Contacted late yesterday afternoon, Brian Smith, president of WoodGreen Community Services which manages the building, said he was dismayed by the situation. “They never contacted me unfortunately,” he said of the building’s property managers. “I only heard about the problem 15 or 20 minutes ago.”
He immediately contacted a contractor to turn on the air conditioner. The administrative offices are cooled by a separate, smaller unit that is easier to activate, he explained.
The worrying thing this isn’t the only building in Toronto where tenants have been sweltering because air conditioning systems have not yet been turned on. Elizabeth Blibbery, a manger with Toronto’s Municipal Licensing and Standards department, said the city has received many complaints from tenants elsewhere.

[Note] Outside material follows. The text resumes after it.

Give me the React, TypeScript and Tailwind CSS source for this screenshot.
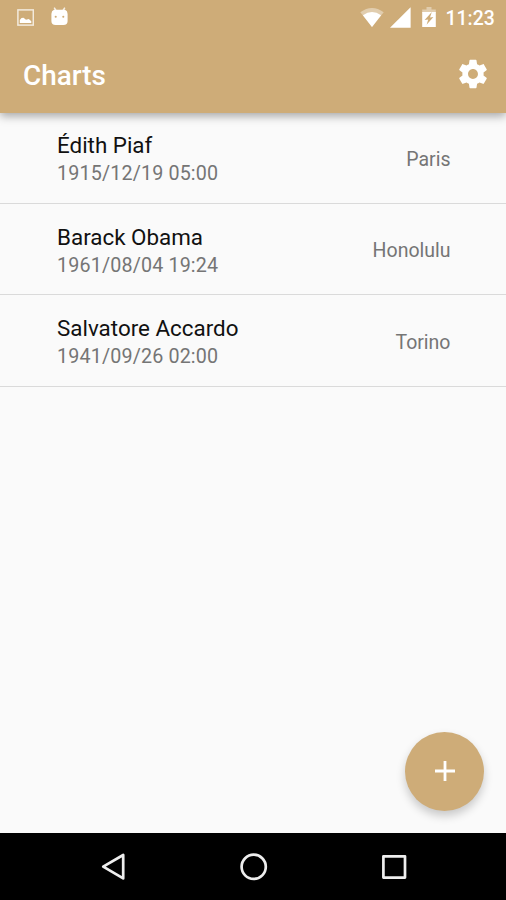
type Chart = { name: string; date: string; place: string };

const charts: Chart[] = [
  { name: "Édith Piaf", date: "1915/12/19 05:00", place: "Paris" },
  { name: "Barack Obama", date: "1961/08/04 19:24", place: "Honolulu" },
  { name: "Salvatore Accardo", date: "1941/09/26 02:00", place: "Torino" },
];

function StatusBar() {
  return (
    <div className="flex h-[34px] items-center justify-between pl-[17px] pr-[11px]">
      <div className="flex h-full items-start gap-[17px] pt-[7px]">
        {/* Picture saved */}
        <svg width="17" height="19" viewBox="0 0 17 19">
          <rect x="0.9" y="2.9" width="15.4" height="15.2" fill="none" stroke="#fff" strokeWidth="1.5" strokeOpacity="0.75" />
          <path d="M2.8 16V13L4.5 11L6.5 10.8L9 12.8L11.8 12L14.3 14.2V16Z" fill="#fff" />
        </svg>
        {/* Debug robot */}
        <svg width="17" height="19" viewBox="0 0 17 19">
          <path d="M3.2 0.6L5.2 4M13.8 0.6L11.8 4" stroke="#fff" strokeWidth="1.5" strokeOpacity="0.8" />
          <path d="M3 2.8H14Q16.6 3.8 16.6 7V14Q16.6 18 12.4 18H4.6Q0.4 18 0.4 14V7Q0.4 3.8 3 2.8Z" fill="#fff" />
          <circle cx="4.7" cy="9.7" r="1.05" fill="#ceac78" />
          <circle cx="12.3" cy="9.7" r="1.05" fill="#ceac78" />
        </svg>
      </div>
      <div className="flex h-full items-start pt-[7px]">
        <svg width="24" height="21" viewBox="0 0 24 21">
          <path d="M0.3 5.3Q12 -3.5 23.7 5.3L12 20Z" fill="#fff" fillOpacity="0.4" />
          <path d="M2.9 8.2Q12 1.8 21.1 8.2L12 20Z" fill="#fff" />
        </svg>
        <svg width="22" height="22" viewBox="0 0 22 22" className="ml-[6px]">
          <path d="M20.6 0.3V20.8H0Z" fill="#fff" />
        </svg>
        <svg width="14" height="21" viewBox="0 0 14 21" className="ml-[10px]">
          <path d="M4.5 0H9.5V2.4H13.8V6H0.2V2.4H4.5Z" fill="#fff" fillOpacity="0.4" />
          <path d="M0.2 5H13.8V20H0.2Z" fill="#fff" />
          <path d="M9.8 5L8 10.4L11.4 10L4.6 17.8L6.2 12.6L2.6 13Z" fill="#ceac78" />
        </svg>
        <span className="ml-[9.5px] mt-[1px] w-[49.5px] whitespace-nowrap text-[19.4px] font-medium leading-[22px]">11:23</span>
      </div>
    </div>
  );
}

function Toolbar() {
  return (
    <div className="flex h-[78.5px] items-center justify-between pl-[23px] pr-4">
      <h1 className="pt-[5px] text-[27.9px] font-medium leading-8">Charts</h1>
      <button aria-label="Settings" className="pt-[1px]">
        <svg width="34" height="34" viewBox="0 0 24 24" fill="#fff">
          <path d="M19.43 12.98c.04-.32.07-.64.07-.98s-.03-.66-.07-.98l2.11-1.65c.19-.15.24-.42.12-.64l-2-3.46c-.12-.22-.39-.3-.61-.22l-2.49 1c-.52-.4-1.08-.73-1.69-.98l-.38-2.65C14.46 2.18 14.25 2 14 2h-4c-.25 0-.46.18-.49.42l-.38 2.65c-.61.25-1.17.59-1.69.98l-2.49-1c-.23-.09-.49 0-.61.22l-2 3.46c-.13.22-.07.49.12.64l2.11 1.65c-.04.32-.07.65-.07.98s.03.66.07.98l-2.11 1.65c-.19.15-.24.42-.12.64l2 3.46c.12.22.39.3.61.22l2.49-1c.52.4 1.08.73 1.69.98l.38 2.65c.03.24.24.42.49.42h4c.25 0 .46-.18.49-.42l.38-2.65c.61-.25 1.17-.59 1.69-.98l2.49 1c.23.09.49 0 .61-.22l2-3.46c.12-.22.07-.49-.12-.64l-2.11-1.65zM12 15.5c-1.93 0-3.5-1.57-3.5-3.5s1.57-3.5 3.5-3.5 3.5 1.57 3.5 3.5-1.57 3.5-3.5 3.5z" />
        </svg>
      </button>
    </div>
  );
}

function ChartRow({ chart }: { chart: Chart }) {
  return (
    <li className="flex h-[91.4px] items-center justify-between border-b-[1.5px] border-[#dadada] pt-[4px] pl-[57px] pr-[55.5px]">
      <div>
        <p className="text-[22.4px] leading-[28px] text-[#111]">{chart.name}</p>
        <p className="pt-[1px] text-[19.7px] leading-[28px] tracking-[0.16px] text-[#757575]">{chart.date}</p>
      </div>
      <p className="pt-[0.5px] text-[19.5px] leading-6 text-[#757575]">{chart.place}</p>
    </li>
  );
}

function NavBar() {
  return (
    <nav className="flex h-[67px] items-center justify-between bg-black pl-[98.5px] pr-[97px]">
      <svg width="30" height="30" viewBox="0 0 30 30" fill="none" stroke="#eee" strokeWidth="2.7" strokeLinejoin="round">
        <path d="M24.2 3V26.4L4.2 14.7Z" />
      </svg>
      <svg width="30" height="30" viewBox="0 0 30 30" fill="none" stroke="#eee" strokeWidth="2.7">
        <circle cx="14.7" cy="14.8" r="12.1" />
      </svg>
      <svg width="30" height="30" viewBox="0 0 30 30" fill="none" stroke="#eee" strokeWidth="2.7" strokeLinejoin="round">
        <rect x="4.4" y="4.3" width="21.6" height="21.3" />
      </svg>
    </nav>
  );
}

export default function App() {
  return (
    <div className="relative flex h-[900px] w-[506px] flex-col overflow-hidden bg-[#fafafa] font-[Roboto,sans-serif]">
      <header className="z-10 h-[112.5px] shrink-0 bg-[#ceac78] text-white shadow-[0_3px_9px_rgba(0,0,0,0.35)]">
        <StatusBar />
        <Toolbar />
      </header>
      <ul className="flex-1">
        {charts.map((chart) => (
          <ChartRow key={chart.name} chart={chart} />
        ))}
      </ul>
      <button
        aria-label="Add chart"
        className="absolute bottom-[89.5px] right-[21.6px] flex size-[79px] items-center justify-center rounded-full bg-[#ceac78] shadow-[0_5px_10px_rgba(0,0,0,0.2)]"
      >
        <svg width="20" height="20" viewBox="0 0 20 20" stroke="#fff" strokeWidth="2.8">
          <path d="M10 0V20M0 10H20" />
        </svg>
      </button>
      <NavBar />
    </div>
  );
}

Landlords say their hands are tied by two city bylaws, one of which says buildings must be heated to a temperature of at least 21 C until June 1 and another that says air conditioning, where present, must be activated June 2 and temperature kept to a maximum of 26 C.
Blibbery said the city is looking at amending the bylaws. In the meantime she says landlords have the flexibility to adjust heating and cooling systems and keep tenants as comfortable as possible.
The early heat wave appears to be a big part of the problem. The city issued a heat alert Monday, the earliest one ever.